>>>

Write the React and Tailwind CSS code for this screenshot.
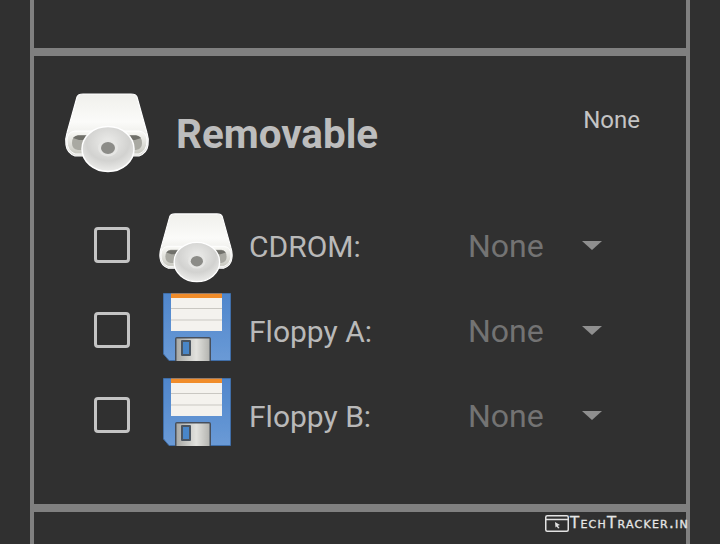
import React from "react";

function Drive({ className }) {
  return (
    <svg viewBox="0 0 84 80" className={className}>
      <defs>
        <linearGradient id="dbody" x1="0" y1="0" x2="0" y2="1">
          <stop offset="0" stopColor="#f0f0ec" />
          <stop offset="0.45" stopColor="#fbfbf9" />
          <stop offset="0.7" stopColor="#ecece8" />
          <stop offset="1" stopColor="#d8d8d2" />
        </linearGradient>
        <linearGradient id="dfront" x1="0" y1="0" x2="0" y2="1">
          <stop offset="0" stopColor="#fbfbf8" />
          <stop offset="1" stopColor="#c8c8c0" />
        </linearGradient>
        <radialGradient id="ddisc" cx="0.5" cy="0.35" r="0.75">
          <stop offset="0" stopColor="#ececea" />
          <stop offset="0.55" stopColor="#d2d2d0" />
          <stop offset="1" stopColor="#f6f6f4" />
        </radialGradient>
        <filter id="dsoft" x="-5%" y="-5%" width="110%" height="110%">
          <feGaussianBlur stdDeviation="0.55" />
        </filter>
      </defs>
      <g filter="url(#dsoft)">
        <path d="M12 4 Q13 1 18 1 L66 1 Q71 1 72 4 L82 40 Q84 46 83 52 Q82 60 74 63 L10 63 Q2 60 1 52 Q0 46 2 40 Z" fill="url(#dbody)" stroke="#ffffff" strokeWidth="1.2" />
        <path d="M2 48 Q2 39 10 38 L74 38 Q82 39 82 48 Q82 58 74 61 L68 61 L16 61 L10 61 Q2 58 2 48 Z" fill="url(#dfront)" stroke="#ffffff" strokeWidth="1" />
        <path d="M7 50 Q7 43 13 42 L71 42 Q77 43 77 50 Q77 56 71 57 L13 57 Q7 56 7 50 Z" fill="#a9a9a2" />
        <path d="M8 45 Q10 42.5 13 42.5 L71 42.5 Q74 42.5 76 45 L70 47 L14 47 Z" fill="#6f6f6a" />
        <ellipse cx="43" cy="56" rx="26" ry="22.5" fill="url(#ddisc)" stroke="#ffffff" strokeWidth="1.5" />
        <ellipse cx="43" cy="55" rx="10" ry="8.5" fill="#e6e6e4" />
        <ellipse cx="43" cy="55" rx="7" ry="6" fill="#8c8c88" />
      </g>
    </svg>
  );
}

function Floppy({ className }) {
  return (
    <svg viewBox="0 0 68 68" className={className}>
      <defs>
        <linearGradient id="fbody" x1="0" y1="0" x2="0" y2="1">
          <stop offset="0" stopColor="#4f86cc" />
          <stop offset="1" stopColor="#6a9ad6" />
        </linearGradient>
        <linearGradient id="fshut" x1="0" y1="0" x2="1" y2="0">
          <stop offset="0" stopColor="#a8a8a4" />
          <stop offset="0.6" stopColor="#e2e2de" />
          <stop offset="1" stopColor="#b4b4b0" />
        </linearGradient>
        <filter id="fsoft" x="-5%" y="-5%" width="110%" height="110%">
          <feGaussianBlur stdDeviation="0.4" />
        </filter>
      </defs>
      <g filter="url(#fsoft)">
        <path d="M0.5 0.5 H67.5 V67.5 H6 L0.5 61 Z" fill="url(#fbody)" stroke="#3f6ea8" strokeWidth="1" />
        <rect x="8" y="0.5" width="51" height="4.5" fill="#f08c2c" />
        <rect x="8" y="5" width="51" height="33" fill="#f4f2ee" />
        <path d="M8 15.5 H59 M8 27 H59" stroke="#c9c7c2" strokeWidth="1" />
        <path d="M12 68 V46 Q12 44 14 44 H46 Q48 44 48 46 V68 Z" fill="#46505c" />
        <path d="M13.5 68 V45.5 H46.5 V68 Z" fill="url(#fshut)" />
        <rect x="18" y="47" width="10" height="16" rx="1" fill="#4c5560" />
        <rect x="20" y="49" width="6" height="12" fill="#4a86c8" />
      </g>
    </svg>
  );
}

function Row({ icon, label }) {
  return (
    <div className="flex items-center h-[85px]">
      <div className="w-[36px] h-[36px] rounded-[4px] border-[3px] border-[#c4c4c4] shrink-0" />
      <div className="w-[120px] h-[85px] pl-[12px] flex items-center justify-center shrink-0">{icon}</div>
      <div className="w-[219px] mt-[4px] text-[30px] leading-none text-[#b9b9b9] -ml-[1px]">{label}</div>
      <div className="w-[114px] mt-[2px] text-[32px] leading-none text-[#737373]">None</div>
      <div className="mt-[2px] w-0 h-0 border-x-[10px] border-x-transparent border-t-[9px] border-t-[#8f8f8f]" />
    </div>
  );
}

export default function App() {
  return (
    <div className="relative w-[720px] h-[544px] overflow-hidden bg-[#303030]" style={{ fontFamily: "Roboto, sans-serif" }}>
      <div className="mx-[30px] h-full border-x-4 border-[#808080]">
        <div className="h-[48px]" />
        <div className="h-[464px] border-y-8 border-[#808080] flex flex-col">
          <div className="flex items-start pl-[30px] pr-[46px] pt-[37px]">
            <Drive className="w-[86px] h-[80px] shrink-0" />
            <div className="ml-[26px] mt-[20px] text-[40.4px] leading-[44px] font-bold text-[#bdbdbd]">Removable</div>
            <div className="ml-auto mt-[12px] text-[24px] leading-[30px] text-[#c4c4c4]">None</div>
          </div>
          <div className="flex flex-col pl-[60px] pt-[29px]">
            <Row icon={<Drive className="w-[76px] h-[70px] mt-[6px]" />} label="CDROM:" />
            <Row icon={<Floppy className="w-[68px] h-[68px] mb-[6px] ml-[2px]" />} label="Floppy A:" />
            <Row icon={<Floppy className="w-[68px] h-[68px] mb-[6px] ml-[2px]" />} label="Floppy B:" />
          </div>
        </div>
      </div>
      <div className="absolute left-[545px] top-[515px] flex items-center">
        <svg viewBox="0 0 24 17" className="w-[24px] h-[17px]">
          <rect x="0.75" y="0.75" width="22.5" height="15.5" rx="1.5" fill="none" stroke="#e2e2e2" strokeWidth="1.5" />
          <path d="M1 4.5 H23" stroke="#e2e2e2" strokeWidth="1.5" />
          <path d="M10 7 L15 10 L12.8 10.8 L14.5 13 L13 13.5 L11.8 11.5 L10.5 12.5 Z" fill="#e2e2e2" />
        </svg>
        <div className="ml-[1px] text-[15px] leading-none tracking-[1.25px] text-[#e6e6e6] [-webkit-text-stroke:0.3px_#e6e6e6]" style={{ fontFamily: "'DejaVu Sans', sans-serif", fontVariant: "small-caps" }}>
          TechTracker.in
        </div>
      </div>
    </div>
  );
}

<<<

## Goal
Search the data for "React". Copy every matching line.

## Correct response
Write the React and Tailwind CSS code for this screenshot.
import React from "react";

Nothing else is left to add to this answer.